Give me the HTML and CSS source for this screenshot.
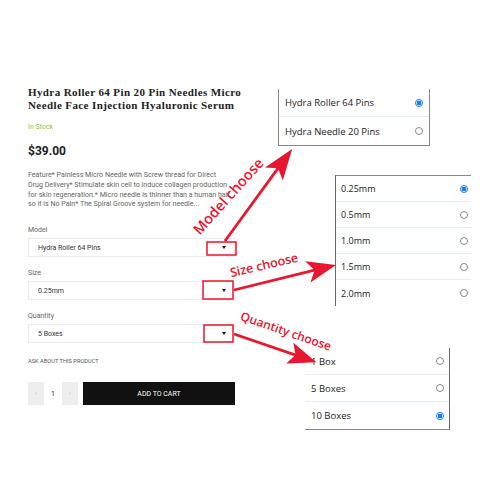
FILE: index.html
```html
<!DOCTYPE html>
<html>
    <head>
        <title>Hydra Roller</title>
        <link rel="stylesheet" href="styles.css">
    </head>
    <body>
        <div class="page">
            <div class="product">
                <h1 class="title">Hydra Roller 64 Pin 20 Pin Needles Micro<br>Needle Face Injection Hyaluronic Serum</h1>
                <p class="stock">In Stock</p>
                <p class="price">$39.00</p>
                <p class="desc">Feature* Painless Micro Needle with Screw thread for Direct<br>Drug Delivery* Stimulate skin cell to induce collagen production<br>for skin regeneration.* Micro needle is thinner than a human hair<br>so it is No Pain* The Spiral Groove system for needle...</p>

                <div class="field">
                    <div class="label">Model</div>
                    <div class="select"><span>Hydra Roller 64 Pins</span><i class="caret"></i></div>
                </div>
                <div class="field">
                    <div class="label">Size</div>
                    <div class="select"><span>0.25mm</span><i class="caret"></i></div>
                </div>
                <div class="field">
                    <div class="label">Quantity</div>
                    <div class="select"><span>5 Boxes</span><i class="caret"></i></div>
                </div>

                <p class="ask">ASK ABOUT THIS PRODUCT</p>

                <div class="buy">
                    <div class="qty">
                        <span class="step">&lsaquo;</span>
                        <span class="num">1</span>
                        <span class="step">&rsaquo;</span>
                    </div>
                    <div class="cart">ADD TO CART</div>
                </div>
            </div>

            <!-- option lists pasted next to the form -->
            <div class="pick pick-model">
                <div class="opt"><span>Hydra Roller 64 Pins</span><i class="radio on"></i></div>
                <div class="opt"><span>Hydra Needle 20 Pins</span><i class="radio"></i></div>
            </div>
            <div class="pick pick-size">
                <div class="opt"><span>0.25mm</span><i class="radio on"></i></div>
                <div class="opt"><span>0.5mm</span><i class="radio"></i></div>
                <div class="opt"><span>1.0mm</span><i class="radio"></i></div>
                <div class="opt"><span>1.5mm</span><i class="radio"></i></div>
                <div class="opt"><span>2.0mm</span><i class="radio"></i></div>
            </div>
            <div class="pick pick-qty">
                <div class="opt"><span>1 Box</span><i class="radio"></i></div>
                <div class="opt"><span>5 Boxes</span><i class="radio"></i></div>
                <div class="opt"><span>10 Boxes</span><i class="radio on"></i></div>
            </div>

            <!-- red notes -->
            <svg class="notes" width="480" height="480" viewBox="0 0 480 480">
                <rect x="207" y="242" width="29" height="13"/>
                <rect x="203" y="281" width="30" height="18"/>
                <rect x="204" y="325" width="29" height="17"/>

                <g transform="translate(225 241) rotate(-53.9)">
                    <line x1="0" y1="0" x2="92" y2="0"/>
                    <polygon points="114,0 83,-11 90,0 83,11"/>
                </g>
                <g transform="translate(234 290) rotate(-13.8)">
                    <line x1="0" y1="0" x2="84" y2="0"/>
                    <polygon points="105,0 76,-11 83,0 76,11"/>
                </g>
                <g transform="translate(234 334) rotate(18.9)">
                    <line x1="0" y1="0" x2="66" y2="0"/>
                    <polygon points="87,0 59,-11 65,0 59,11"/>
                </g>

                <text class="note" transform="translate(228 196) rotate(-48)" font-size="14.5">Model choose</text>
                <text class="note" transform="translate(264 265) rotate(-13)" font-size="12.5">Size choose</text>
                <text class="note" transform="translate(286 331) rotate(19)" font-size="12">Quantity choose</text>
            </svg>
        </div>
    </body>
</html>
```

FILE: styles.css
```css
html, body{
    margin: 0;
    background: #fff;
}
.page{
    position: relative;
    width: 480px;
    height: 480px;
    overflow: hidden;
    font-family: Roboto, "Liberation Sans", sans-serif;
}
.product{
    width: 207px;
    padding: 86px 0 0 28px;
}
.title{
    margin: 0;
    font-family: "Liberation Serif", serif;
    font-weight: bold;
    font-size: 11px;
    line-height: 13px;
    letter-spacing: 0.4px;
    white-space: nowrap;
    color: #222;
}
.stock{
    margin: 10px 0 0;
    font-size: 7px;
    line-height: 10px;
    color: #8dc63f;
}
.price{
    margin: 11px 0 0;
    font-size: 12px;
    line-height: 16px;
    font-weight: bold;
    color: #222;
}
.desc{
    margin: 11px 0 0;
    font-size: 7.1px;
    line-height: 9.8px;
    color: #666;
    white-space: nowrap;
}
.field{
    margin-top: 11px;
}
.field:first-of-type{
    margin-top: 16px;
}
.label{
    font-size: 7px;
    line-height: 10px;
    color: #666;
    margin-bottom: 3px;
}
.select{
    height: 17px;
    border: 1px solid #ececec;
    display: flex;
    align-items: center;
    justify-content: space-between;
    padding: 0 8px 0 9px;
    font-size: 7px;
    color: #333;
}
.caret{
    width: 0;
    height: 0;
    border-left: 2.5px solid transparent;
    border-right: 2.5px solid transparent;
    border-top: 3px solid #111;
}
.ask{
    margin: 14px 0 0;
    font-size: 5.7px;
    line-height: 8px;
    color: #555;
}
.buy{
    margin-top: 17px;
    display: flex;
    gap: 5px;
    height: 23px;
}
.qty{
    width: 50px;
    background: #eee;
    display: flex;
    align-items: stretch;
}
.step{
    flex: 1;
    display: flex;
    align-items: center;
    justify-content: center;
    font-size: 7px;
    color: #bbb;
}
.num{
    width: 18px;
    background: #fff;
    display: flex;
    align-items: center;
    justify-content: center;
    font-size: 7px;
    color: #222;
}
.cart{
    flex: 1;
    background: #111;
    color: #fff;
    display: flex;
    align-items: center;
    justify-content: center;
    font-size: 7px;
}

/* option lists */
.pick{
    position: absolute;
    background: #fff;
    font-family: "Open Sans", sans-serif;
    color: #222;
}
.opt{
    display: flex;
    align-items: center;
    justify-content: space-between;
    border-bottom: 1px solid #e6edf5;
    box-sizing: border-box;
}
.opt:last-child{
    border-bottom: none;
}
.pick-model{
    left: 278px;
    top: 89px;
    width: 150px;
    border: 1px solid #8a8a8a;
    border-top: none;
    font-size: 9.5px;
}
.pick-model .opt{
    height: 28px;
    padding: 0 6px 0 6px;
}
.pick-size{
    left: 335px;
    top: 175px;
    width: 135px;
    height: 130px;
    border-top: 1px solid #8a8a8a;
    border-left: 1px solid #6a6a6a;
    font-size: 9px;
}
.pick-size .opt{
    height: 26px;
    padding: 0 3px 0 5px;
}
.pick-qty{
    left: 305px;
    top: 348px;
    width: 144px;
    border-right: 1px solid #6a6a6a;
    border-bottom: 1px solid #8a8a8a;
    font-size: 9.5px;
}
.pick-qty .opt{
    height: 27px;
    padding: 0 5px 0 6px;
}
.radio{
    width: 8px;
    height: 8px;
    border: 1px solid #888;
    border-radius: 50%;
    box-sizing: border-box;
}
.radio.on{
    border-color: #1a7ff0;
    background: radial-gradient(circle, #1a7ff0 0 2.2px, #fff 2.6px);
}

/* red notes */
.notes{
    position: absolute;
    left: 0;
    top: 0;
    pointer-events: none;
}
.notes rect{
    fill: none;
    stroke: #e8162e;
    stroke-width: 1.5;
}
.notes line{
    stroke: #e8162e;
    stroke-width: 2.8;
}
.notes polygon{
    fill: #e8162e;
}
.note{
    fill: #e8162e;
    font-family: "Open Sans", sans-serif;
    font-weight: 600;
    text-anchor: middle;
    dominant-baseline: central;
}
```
☆ ☆ ☆ ☆ ☆
EXERCISE PROMPT: Omit the pictures and give the material again, exactly and in full.

ANSWER TO THIS PROBLEM:
Give me the HTML and CSS source for this screenshot.
FILE: index.html
```html
<!DOCTYPE html>
<html>
    <head>
        <title>Hydra Roller</title>
        <link rel="stylesheet" href="styles.css">
    </head>
    <body>
        <div class="page">
            <div class="product">
                <h1 class="title">Hydra Roller 64 Pin 20 Pin Needles Micro<br>Needle Face Injection Hyaluronic Serum</h1>
                <p class="stock">In Stock</p>
                <p class="price">$39.00</p>
                <p class="desc">Feature* Painless Micro Needle with Screw thread for Direct<br>Drug Delivery* Stimulate skin cell to induce collagen production<br>for skin regeneration.* Micro needle is thinner than a human hair<br>so it is No Pain* The Spiral Groove system for needle...</p>

                <div class="field">
                    <div class="label">Model</div>
                    <div class="select"><span>Hydra Roller 64 Pins</span><i class="caret"></i></div>
                </div>
                <div class="field">
                    <div class="label">Size</div>
                    <div class="select"><span>0.25mm</span><i class="caret"></i></div>
                </div>
                <div class="field">
                    <div class="label">Quantity</div>
                    <div class="select"><span>5 Boxes</span><i class="caret"></i></div>
                </div>

                <p class="ask">ASK ABOUT THIS PRODUCT</p>

                <div class="buy">
                    <div class="qty">
                        <span class="step">&lsaquo;</span>
                        <span class="num">1</span>
                        <span class="step">&rsaquo;</span>
                    </div>
                    <div class="cart">ADD TO CART</div>
                </div>
            </div>

            <!-- option lists pasted next to the form -->
            <div class="pick pick-model">
                <div class="opt"><span>Hydra Roller 64 Pins</span><i class="radio on"></i></div>
                <div class="opt"><span>Hydra Needle 20 Pins</span><i class="radio"></i></div>
            </div>
            <div class="pick pick-size">
                <div class="opt"><span>0.25mm</span><i class="radio on"></i></div>
                <div class="opt"><span>0.5mm</span><i class="radio"></i></div>
                <div class="opt"><span>1.0mm</span><i class="radio"></i></div>
                <div class="opt"><span>1.5mm</span><i class="radio"></i></div>
                <div class="opt"><span>2.0mm</span><i class="radio"></i></div>
            </div>
            <div class="pick pick-qty">
                <div class="opt"><span>1 Box</span><i class="radio"></i></div>
                <div class="opt"><span>5 Boxes</span><i class="radio"></i></div>
                <div class="opt"><span>10 Boxes</span><i class="radio on"></i></div>
            </div>

            <!-- red notes -->
            <svg class="notes" width="480" height="480" viewBox="0 0 480 480">
                <rect x="207" y="242" width="29" height="13"/>
                <rect x="203" y="281" width="30" height="18"/>
                <rect x="204" y="325" width="29" height="17"/>

                <g transform="translate(225 241) rotate(-53.9)">
                    <line x1="0" y1="0" x2="92" y2="0"/>
                    <polygon points="114,0 83,-11 90,0 83,11"/>
                </g>
                <g transform="translate(234 290) rotate(-13.8)">
                    <line x1="0" y1="0" x2="84" y2="0"/>
                    <polygon points="105,0 76,-11 83,0 76,11"/>
                </g>
                <g transform="translate(234 334) rotate(18.9)">
                    <line x1="0" y1="0" x2="66" y2="0"/>
                    <polygon points="87,0 59,-11 65,0 59,11"/>
                </g>

                <text class="note" transform="translate(228 196) rotate(-48)" font-size="14.5">Model choose</text>
                <text class="note" transform="translate(264 265) rotate(-13)" font-size="12.5">Size choose</text>
                <text class="note" transform="translate(286 331) rotate(19)" font-size="12">Quantity choose</text>
            </svg>
        </div>
    </body>
</html>
```

FILE: styles.css
```css
html, body{
    margin: 0;
    background: #fff;
}
.page{
    position: relative;
    width: 480px;
    height: 480px;
    overflow: hidden;
    font-family: Roboto, "Liberation Sans", sans-serif;
}
.product{
    width: 207px;
    padding: 86px 0 0 28px;
}
.title{
    margin: 0;
    font-family: "Liberation Serif", serif;
    font-weight: bold;
    font-size: 11px;
    line-height: 13px;
    letter-spacing: 0.4px;
    white-space: nowrap;
    color: #222;
}
.stock{
    margin: 10px 0 0;
    font-size: 7px;
    line-height: 10px;
    color: #8dc63f;
}
.price{
    margin: 11px 0 0;
    font-size: 12px;
    line-height: 16px;
    font-weight: bold;
    color: #222;
}
.desc{
    margin: 11px 0 0;
    font-size: 7.1px;
    line-height: 9.8px;
    color: #666;
    white-space: nowrap;
}
.field{
    margin-top: 11px;
}
.field:first-of-type{
    margin-top: 16px;
}
.label{
    font-size: 7px;
    line-height: 10px;
    color: #666;
    margin-bottom: 3px;
}
.select{
    height: 17px;
    border: 1px solid #ececec;
    display: flex;
    align-items: center;
    justify-content: space-between;
    padding: 0 8px 0 9px;
    font-size: 7px;
    color: #333;
}
.caret{
    width: 0;
    height: 0;
    border-left: 2.5px solid transparent;
    border-right: 2.5px solid transparent;
    border-top: 3px solid #111;
}
.ask{
    margin: 14px 0 0;
    font-size: 5.7px;
    line-height: 8px;
    color: #555;
}
.buy{
    margin-top: 17px;
    display: flex;
    gap: 5px;
    height: 23px;
}
.qty{
    width: 50px;
    background: #eee;
    display: flex;
    align-items: stretch;
}
.step{
    flex: 1;
    display: flex;
    align-items: center;
    justify-content: center;
    font-size: 7px;
    color: #bbb;
}
.num{
    width: 18px;
    background: #fff;
    display: flex;
    align-items: center;
    justify-content: center;
    font-size: 7px;
    color: #222;
}
.cart{
    flex: 1;
    background: #111;
    color: #fff;
    display: flex;
    align-items: center;
    justify-content: center;
    font-size: 7px;
}

/* option lists */
.pick{
    position: absolute;
    background: #fff;
    font-family: "Open Sans", sans-serif;
    color: #222;
}
.opt{
    display: flex;
    align-items: center;
    justify-content: space-between;
    border-bottom: 1px solid #e6edf5;
    box-sizing: border-box;
}
.opt:last-child{
    border-bottom: none;
}
.pick-model{
    left: 278px;
    top: 89px;
    width: 150px;
    border: 1px solid #8a8a8a;
    border-top: none;
    font-size: 9.5px;
}
.pick-model .opt{
    height: 28px;
    padding: 0 6px 0 6px;
}
.pick-size{
    left: 335px;
    top: 175px;
    width: 135px;
    height: 130px;
    border-top: 1px solid #8a8a8a;
    border-left: 1px solid #6a6a6a;
    font-size: 9px;
}
.pick-size .opt{
    height: 26px;
    padding: 0 3px 0 5px;
}
.pick-qty{
    left: 305px;
    top: 348px;
    width: 144px;
    border-right: 1px solid #6a6a6a;
    border-bottom: 1px solid #8a8a8a;
    font-size: 9.5px;
}
.pick-qty .opt{
    height: 27px;
    padding: 0 5px 0 6px;
}
.radio{
    width: 8px;
    height: 8px;
    border: 1px solid #888;
    border-radius: 50%;
    box-sizing: border-box;
}
.radio.on{
    border-color: #1a7ff0;
    background: radial-gradient(circle, #1a7ff0 0 2.2px, #fff 2.6px);
}

/* red notes */
.notes{
    position: absolute;
    left: 0;
    top: 0;
    pointer-events: none;
}
.notes rect{
    fill: none;
    stroke: #e8162e;
    stroke-width: 1.5;
}
.notes line{
    stroke: #e8162e;
    stroke-width: 2.8;
}
.notes polygon{
    fill: #e8162e;
}
.note{
    fill: #e8162e;
    font-family: "Open Sans", sans-serif;
    font-weight: 600;
    text-anchor: middle;
    dominant-baseline: central;
}
```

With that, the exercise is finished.